4 września 2009

ostatnie spojrzenie






Była sobie łąka. Nie, nie tak. Była sobie wieś. I były sobie różne drogi. Jedna z dróg prowadziła na łąkę. Po drodze była rzeka, strumień, czy potok. Woda skakała sobie wesoło po kamieniach. kamienie były białe, okrągłe, gładkie i chłodne w dotyku. A pod woda były mniejsze i kolorowe. Trzeba było przejść przez most i wejść na drogę między góralskimi chałupami. Właściwie teraz to są pałace, w porównaniu do nie tak dawnych starych domów. Wiem co mówię, bo jestem etnologiem i lata całe jeździłam na Spisz i Podhale. Więc patrzę na te pałace/kamienice. I wkurzam się po cichu, bo tradycyjne budownictwo górskie jest coraz mniej tradycyjne. I pojawiają sie elementy zupełnie obce. Jak łuki. Nigdy tu łuków nie było! A teraz są. Tak wiem, świat idzie naprzód. Tylko czemu tak brzydko? No ale ja mam potrzebę piękna i idę dalej. Omijam wzrokiem łuki, japońskie mostki, fontanny obok kół młyńskich. Kończy się asfalt. Są kamienie, niewielkie kałuże. Jeszcze jeden pałac i już. Czyste niebo. Białe chmurki. Na ich tle niebieskie szczyty Tatr. Niestety zamglone, co nie zmniejsza ich urody, ale utrudnia robienie zdjęć. Kieszonkowym aparatem. ;-/. Po prawej mamy pastwisko. Dwie piękne klacze i brązowy ogierek. Nie znam sie aż tak bardzo, ale wdzięczne trzymanie małej głowy, niewielki wzrost i pewna lekkość w ruchach, wskazuje na arabską krew. Przynajmniej ja wierzę, że to araby. Konie olewają mnie totalnie, ale za to są blisko i mogę robić zdjęcia. Dużo zdjęć.
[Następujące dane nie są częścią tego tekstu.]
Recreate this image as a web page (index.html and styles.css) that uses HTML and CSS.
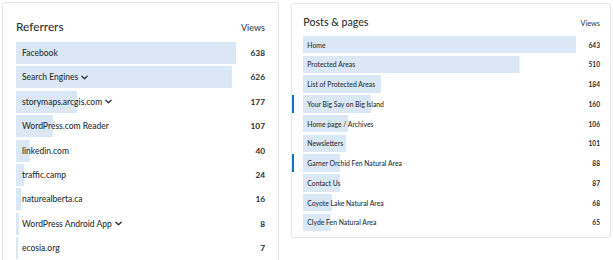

trzeba iść, droga wzywa. Przede mną łąka. Jakoś tak się porobiło, że traktuję ją jako moją osobistą i zaprzyjaźnioną łąkę. Po niedawnym deszczu lśni drobinami rosy. Na listkach przy leżącym pniaku, skrzą sie diamenty. Makro, makro.. przy okazji maciupeńkie grzybaczki na pniu. I dalej już tylko łąka. Trawa jest mokra i aksamitna w dotyku. Zdejmuję sandały, idę boso. Przyjemny chłód pod stopami. Nie mogę się położyć i patrzyć w górę. Jest zbyt mokro. Muszę wejść do lasu. Ubieram buty. W lesie jest cicho. W lesie pachnie żywicą, mchem. W lesie słyszę stukanie dzięcioła. I wesołe szemranie potoczku przy klimatycznym murku z omszałych głazów. Las wita mnie i ofiarowuje borówki i grzyby. Borówki jem, na palcach i ustach mam fioletowy kolor. Grzybów nie zbieram, już dziś wracam do miasta. Ostatnie zdjęcia. Ostatnie spojrzenie na góry. Żegnam się.
Aż trudno mi uwierzyć, że tak było. Siedzę na niewygodnym patologicznym krześle, za oknem remont ulicy. Bolą mnie plecy. Nie wiem czemu dokument ze zdjęciem drukuje się jako dokument bez zdjęcia. No nie wiem. Głupia jestem i tyle.